The spill cost calculation is only used on AArch64. I believe the intention is mainly to avoid some "trivial" vectorizations that would be detrimental because AArch64 has scalar, but not vector, callee-save registers.

The spill cost estimation is pretty inaccurate for multiple reasons. One is the implementation issue I try to address here, another is the fact that intrinsics are assumed to also cause spilling, another is that each call is considered independently, even though spill costs will likely be amortized across multiple calls. And, as you say, spill costs for the scalar code are not modeled.

No, there is no single BB. There can be more than one operand BBs that will have to be walked. For example, a TreeEntry in BB0 could have all its left operands in BB1 and all its right operands in BB2. In such case we would need to walk through both of them and perhaps keep the maximum cost? But anyway, given the lack of accuracy in the spill cost estimation I am not sure this is worth the trouble.

nikic added a comment.Dec 15 2019, 9:28 AM

No, there is no single BB. There can be more than one operand BBs that will have to be walked. For example, a TreeEntry in BB0 could have all its left operands in BB1 and all its right operands in BB2. In such case we would need to walk through both of them and perhaps keep the maximum cost? But anyway, given the lack of accuracy in the spill cost estimation I am not sure this is worth the trouble.

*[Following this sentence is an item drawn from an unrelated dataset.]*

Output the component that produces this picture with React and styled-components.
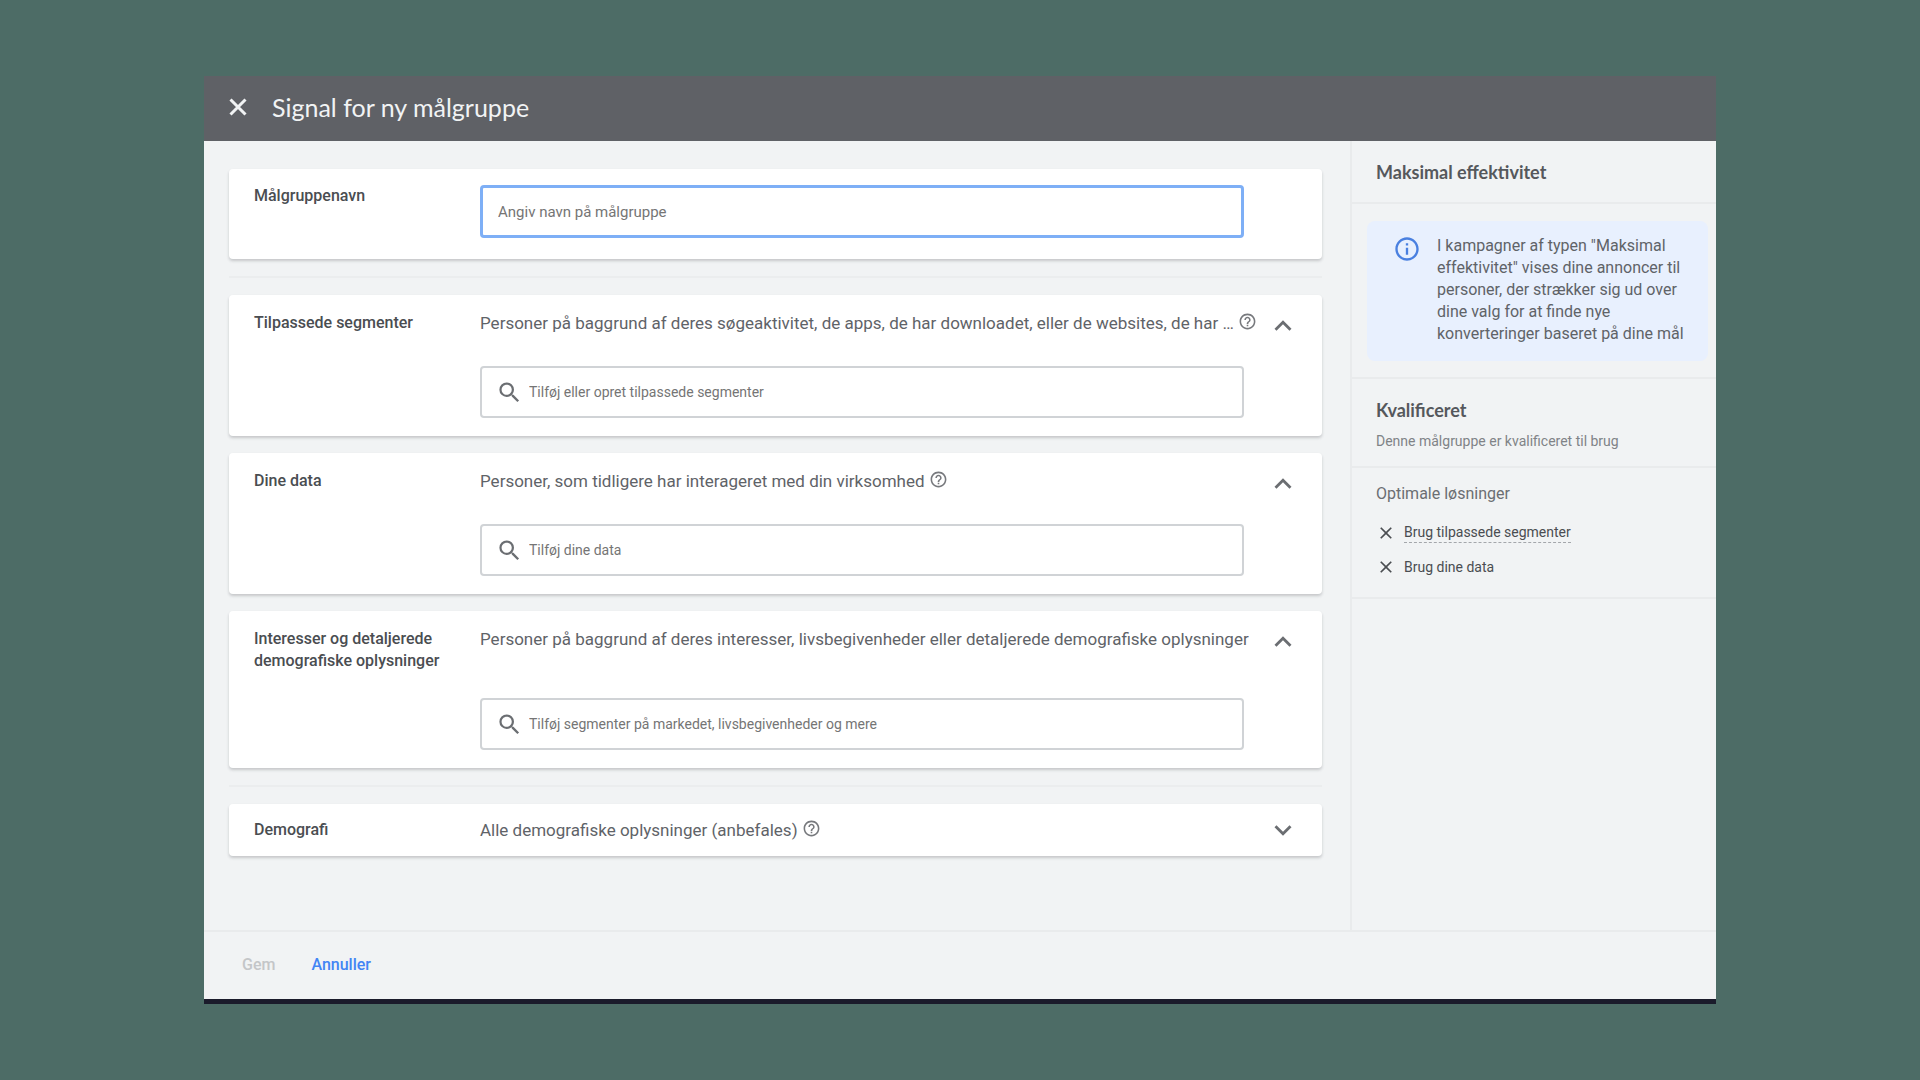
import React, { useState } from "react";
import styled, { createGlobalStyle, css } from "styled-components";
import {
  MdClose,
  MdExpandLess,
  MdExpandMore,
  MdHelpOutline,
  MdInfoOutline,
  MdSearch,
} from "react-icons/md";

const GlobalStyle = createGlobalStyle`
  * {
    box-sizing: border-box;
  }
  body {
    margin: 0;
    background-color: #4d6c66;
    font-family: Roboto, "Liberation Sans", sans-serif;
    font-size: 16px;
    line-height: 22px;
    color: #5f6368;
  }
  button, input {
    font-family: inherit;
  }
  h1, h2, p, ul {
    margin: 0;
    padding: 0;
  }
`;

const Page = styled.div`
  display: flex;
  min-height: 100vh;
  padding: 76px 204px;
`;

const Dialog = styled.div`
  flex: 1;
  min-width: 0;
  display: flex;
  flex-direction: column;
  background-color: #f1f3f4;
  border-bottom: 5px solid #1b1b2b;
`;

const Header = styled.header`
  display: flex;
  align-items: center;
  gap: 20px;
  height: 65px;
  padding: 0 20px 4px;
  background-color: #5f6166;
  color: #f1f3f4;
`;

const IconButton = styled.button`
  display: flex;
  padding: 0;
  border: 0;
  background: none;
  color: inherit;
  cursor: pointer;
`;

const Title = styled.h1`
  font-family: Lato, sans-serif;
  font-size: 25px;
  line-height: 32px;
  font-weight: 400;
`;

const Body = styled.div`
  flex: 1;
  display: grid;
  grid-template-columns: minmax(0, 1fr) 366px;
`;

const Main = styled.main`
  display: flex;
  flex-direction: column;
  gap: 17px;
  padding: 28px 28px 28px 25px;
`;

const Divider = styled.hr`
  width: 100%;
  height: 2px;
  margin: 0;
  border: 0;
  background-color: #ebedee;
`;

//------------------------------------

const Card = styled.section`
  display: grid;
  grid-template-columns: 226px minmax(0, 1fr) 78px;
  padding: ${({ $collapsed }) => ($collapsed ? "12px 0 12px 25px" : "17px 0 18px 25px")};
  border-radius: 4px;
  background-color: #ffffff;
  box-shadow: 0 2px 3px rgba(60, 64, 67, 0.24);
`;

const NameCard = styled(Card)`
  padding: 16px 0 21px 25px;
`;

const Label = styled.label`
  padding-top: ${({ $collapsed }) => ($collapsed ? "3px" : "0")};
  padding-right: 16px;
  font-weight: 500;
  color: #4a4d51;
`;

const Content = styled.div`
  display: flex;
  flex-direction: column;
  gap: 26px;
`;

const Description = styled.div`
  display: flex;
  align-items: flex-start;
  gap: 4px;
  min-height: ${({ $tall }) => ($tall ? "44px" : "28px")};
  padding-top: ${({ $collapsed }) => ($collapsed ? "3px" : "0")};
  font-size: 17px;
  white-space: nowrap;
  svg {
    flex: none;
    color: #77797d;
  }
`;

const Chevron = styled(IconButton)`
  justify-content: center;
  align-items: center;
  height: 28px;
  color: #6b6e72;
`;

const fieldBox = css`
  height: 52px;
  border-radius: 4px;
  background-color: #ffffff;
`;

const NameInput = styled.input`
  ${fieldBox}
  height: 53px;
  width: 100%;
  padding: 0 15px;
  border: 3px solid #7eaff6;
  outline: 0;
  font-size: 15px;
  color: #3c4043;
  ::placeholder {
    color: #6f7276;
    opacity: 1;
  }
`;

const SearchBox = styled.div`
  ${fieldBox}
  display: flex;
  align-items: center;
  gap: 6px;
  padding: 0 14px;
  border: 2px solid #d0d3d6;
  color: #6b6e72;
`;

const SearchInput = styled.input`
  flex: 1;
  min-width: 0;
  padding: 0;
  border: 0;
  outline: 0;
  font-size: 14px;
  color: #3c4043;
  ::placeholder {
    color: #808387;
    opacity: 1;
  }
`;

//------------------------------------

const Aside = styled.aside`
  border-left: 2px solid #e9ebec;
`;

const AsideBlock = styled.div`
  padding: ${({ $pad }) => $pad};
  border-bottom: 2px solid #e9ebec;
`;

const AsideTitle = styled.h2`
  font-family: Lato, sans-serif;
  font-size: 18px;
  line-height: 24px;
  font-weight: 700;
  color: #55585c;
`;

const TipsTitle = styled(AsideTitle)`
  font-family: inherit;
  font-size: 16px;
  font-weight: 400;
  color: #6b6e72;
`;

const Notice = styled.div`
  display: flex;
  align-items: flex-start;
  gap: 16px;
  padding: 14px 8px 16px 26px;
  border-radius: 8px;
  background-color: #e8f0fe;
  svg {
    flex: none;
    color: #4a80e0;
  }
`;

const NoticeText = styled.p`
  white-space: nowrap;
`;

const Small = styled.p`
  margin-top: 8px;
  font-size: 14px;
  color: #808387;
`;

const Tips = styled.ul`
  display: flex;
  flex-direction: column;
  gap: 14px;
  margin-top: 16px;
  list-style: none;
`;

const Tip = styled.li`
  display: flex;
  align-items: center;
  gap: 8px;
  font-size: 14px;
  line-height: 20px;
  color: #4a4d51;
`;

const TipLink = styled.a`
  border-bottom: ${({ $dotted }) => ($dotted ? "1px dashed #a4a7ab" : "0")};
  color: inherit;
  text-decoration: none;
`;

const Footer = styled.footer`
  display: flex;
  align-items: center;
  gap: 36px;
  height: 69px;
  padding: 0 38px 2px;
  border-top: 2px solid #e9ebec;
`;

const FooterButton = styled.button`
  padding: 0;
  border: 0;
  background: none;
  font-size: 16px;
  line-height: 22px;
  font-weight: 500;
  color: ${({ $primary }) => ($primary ? "#4285f4" : "#c4c6c8")};
`;

const Segment = ({ id, label, text, placeholder, help, tall, initialOpen = true }) => {
  const [open, setOpen] = useState(initialOpen);
  return (
    <Card $collapsed={!open}>
      <Label as={placeholder ? "label" : "div"} htmlFor={placeholder ? id : undefined} $collapsed={!open}>
        {label}
      </Label>
      <Content>
        <Description $tall={tall} $collapsed={!open}>
          {text}
          {help && <MdHelpOutline size={19} />}
        </Description>
        {open && placeholder && (
          <SearchBox>
            <MdSearch size={27} />
            <SearchInput id={id} type="text" placeholder={placeholder} />
          </SearchBox>
        )}
      </Content>
      <Chevron type="button" aria-label={label} aria-expanded={open} onClick={() => setOpen(!open)}>
        {open ? <MdExpandLess size={34} /> : <MdExpandMore size={34} />}
      </Chevron>
    </Card>
  );
};

const App = () => (
  <>
    <GlobalStyle />
    <Page>
      <Dialog role="dialog" aria-labelledby="title">
        <Header>
          <IconButton type="button" aria-label="Luk">
            <svg width="28" height="28" viewBox="0 0 28 28" fill="none">
              <path d="M6.5 6.5l15 15M21.5 6.5l-15 15" stroke="currentColor" strokeWidth="3" />
            </svg>
          </IconButton>
          <Title id="title">Signal for ny målgruppe</Title>
        </Header>
        <Body>
          <Main>
            <NameCard>
              <Label htmlFor="name">Målgruppenavn</Label>
              <NameInput id="name" type="text" placeholder="Angiv navn på målgruppe" />
            </NameCard>
            <Divider />
            <Segment
              id="segments"
              label="Tilpassede segmenter"
              text="Personer på baggrund af deres søgeaktivitet, de apps, de har downloadet, eller de websites, de har …"
              placeholder="Tilføj eller opret tilpassede segmenter"
              help
            />
            <Segment
              id="data"
              label="Dine data"
              text="Personer, som tidligere har interageret med din virksomhed"
              placeholder="Tilføj dine data"
              help
            />
            <Segment
              id="interests"
              label="Interesser og detaljerede demografiske oplysninger"
              text="Personer på baggrund af deres interesser, livsbegivenheder eller detaljerede demografiske oplysninger"
              placeholder="Tilføj segmenter på markedet, livsbegivenheder og mere"
              tall
            />
            <Divider />
            <Segment
              id="demographics"
              label="Demografi"
              text="Alle demografiske oplysninger (anbefales)"
              help
              initialOpen={false}
            />
          </Main>
          <Aside>
            <AsideBlock $pad="19px 24px 18px">
              <AsideTitle>Maksimal effektivitet</AsideTitle>
            </AsideBlock>
            <AsideBlock $pad="17px 8px 16px 15px">
              <Notice>
                <MdInfoOutline size={28} />
                <NoticeText>
                  I kampagner af typen "Maksimal
                  <br />
                  effektivitet" vises dine annoncer til
                  <br />
                  personer, der strækker sig ud over
                  <br />
                  dine valg for at finde nye
                  <br />
                  konverteringer baseret på dine mål
                </NoticeText>
              </Notice>
            </AsideBlock>
            <AsideBlock $pad="19px 24px 14px">
              <AsideTitle>Kvalificeret</AsideTitle>
              <Small>Denne målgruppe er kvalificeret til brug</Small>
            </AsideBlock>
            <AsideBlock $pad="14px 24px 20px">
              <TipsTitle>Optimale løsninger</TipsTitle>
              <Tips>
                <Tip>
                  <MdClose size={20} />
                  <TipLink href="#segments" $dotted>
                    Brug tilpassede segmenter
                  </TipLink>
                </Tip>
                <Tip>
                  <MdClose size={20} />
                  <TipLink href="#data">Brug dine data</TipLink>
                </Tip>
              </Tips>
            </AsideBlock>
          </Aside>
        </Body>
        <Footer>
          <FooterButton type="button" disabled>
            Gem
          </FooterButton>
          <FooterButton type="button" $primary>
            Annuller
          </FooterButton>
        </Footer>
      </Dialog>
    </Page>
  </>
);

export default App;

Hm, the approach used here doesn't really extend well to multiple BBs, or at least it's not obvious to me how I would manage the LiveValues in that case.

Not sure how to move forward here. The goal of this patch was mainly to make the calculation "not wrong" (in the sense of not getting completely astronomical results), but I don't think I know enough about the SLP vectorizer to actually make it "right".

nikic abandoned this revision.Aug 8 2020, 5:47 AM

This has since been addressed by D82444.